The SSHManager will reuse existing Control Sockets and set up a keepalive loop to prevent timeouts of the socket during tests.

ManagedFile

While the SSHManager exposes a lower level interface to use SSH Connections, the ManagedFile provides a higher level interface for file upload to another host. It is meant to be used in conjunction with a remote resource, and store the file on the remote host with the following pattern:

/tmp/labgrid-<username>/<sha256sum>/<filename>

Additionally it provides get_remote_path() to retrieve the complete file path, to easily employ it for driver implementations. To use it in conjunction with a Resource and a file:

>>> from labgrid.util.managedfile import ManagedFile
>>> mf = ManagedFile(your_file, your_resource)
>>> mf.sync_to_resource()
>>> path = mf.get_remote_path()

Unless constructed with ManagedFile(…, detect_nfs=False), ManagedFile employs the following heuristic to check if a file is stored on a NFS share available both locally and remotely via the same path:

check if GNU coreutils stat(1) with option –format exists on local and remote system

check if inode number, total size and modification timestamp match on local and remote system

If this is the case the actual file transfer in sync_to_resource is skipped.

ProxyManager

The proxymanager is used to open connections across proxies via an attribute in the resource. This allows gated testing networks by always using the exporter as an SSH gateway to proxy the connections using SSH Forwarding. Currently this is used in the SerialDriver for proxy connections.

Usage:

>>> from labgrid.util.proxy import proxymanager
>>> host, port = proxymanager.get_host_and_port(your_resource)

Contributing

Thank you for thinking about contributing to labgrid! Some different backgrounds and use-cases are essential for making labgrid work well for all users.
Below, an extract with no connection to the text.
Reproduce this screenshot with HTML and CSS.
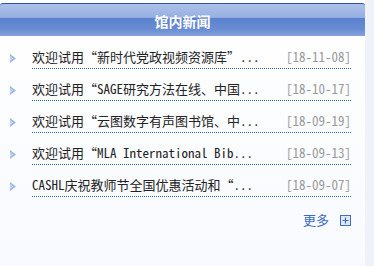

The following should help you with submitting your changes, but don’t let these guidelines keep you from opening a pull request. If in doubt, we’d prefer to see the code earlier as a work-in-progress PR and help you with the submission process.

Workflow

Changes should be submitted via a GitHub pull request.
Try to limit each commit to a single conceptual change.
Add a signed-of-by line to your commits according to the Developer’s Certificate of Origin (see below).
Check that the tests still work before submitting the pull request. Also check the CI’s feedback on the pull request after submission.
When adding new drivers or resources, please also add the corresponding documentation and test code.
If your change affects backward compatibility, describe the necessary changes in the commit message and update the examples where needed.

Code

Follow the PEP 8 style.
Use attr.ib attributes for public attributes of your drivers and resources.
Use isort to sort the import statements.

Documentation

Use semantic linefeeds in .rst files.

Building the documentation

When contributing to documentation it’s practical to be able to build it also locally.

virtualenv -p python3 labgrid-venv
source labgrid-venv/bin/activate
pip install --upgrade pip

git clone https://github.com/labgrid-project/labgrid.git
cd labgrid
pip install -e ".[dev]"
cd doc
make html

Once the build is done you can see the results with firefox .build/html/index.html.

If for whatever the reason you need to rebuild everything from scratch, use make SPHINXOPTS="-a -E" html.

Run Tests

$ tox -r

Developer’s Certificate of Origin

labgrid uses the Developer’s Certificate of Origin 1.1 with the same process as used for the Linux kernel:

Developer’s Certificate of Origin 1.1

By making a contribution to this project, I certify that:

The contribution was created in whole or in part by me and I have the right to submit it under the open source license indicated in the file; or

The contribution is based upon previous work that, to the best of my knowledge, is covered under an appropriate open source license and I have the right under that license to submit that work with modifications, whether created in whole or in part by me, under the same open source license (unless I am permitted to submit under a different license), as indicated in the file; or

The contribution was provided directly to me by some other person who certified (a), (b) or (c) and I have not modified it.

I understand and agree that this project and the contribution are public and that a record of the contribution (including all personal information I submit with it, including my sign-off) is maintained indefinitely and may be redistributed consistent with this project or the open source license(s) involved.

Then you just add a line (using git commit -s) saying:

Signed-off-by: Random J Developer <random@developer.example.org>

using your real name (sorry, no pseudonyms or anonymous contributions).

Ideas

Driver Preemption

To allow better handling of unexpected reboots or crashes, inactive Drivers could register callbacks on their providers (for example the BareboxDriver it’s ConsoleProtocol). These callbacks would look for indications that the Target has changed state unexpectedly (by looking for the bootloader startup messages, in this case). The inactive Driver could then cause a preemption and would be activated. The current caller of the originally active driver would be notified via an exception.

Step Tracing

The Step infrastructure already collects timing and nesting information on executed commands, but is currently only used in the pytest plugin or via the standalone StepReporter. By writing these events to a file (or sqlite database) as a trace, we can collect data over multiple runs for later analysis. This would become more useful by passing recognized events (stack traces, crashes, …) and benchmark results via the Step infrastructure.

CommandProtocol Support for Background Processes

Currently the CommandProtocol does not support long running processes well. An implementation should start a new process, return a handle and forbid running other processes in the foreground. The handle can be used to retrieve output from a command.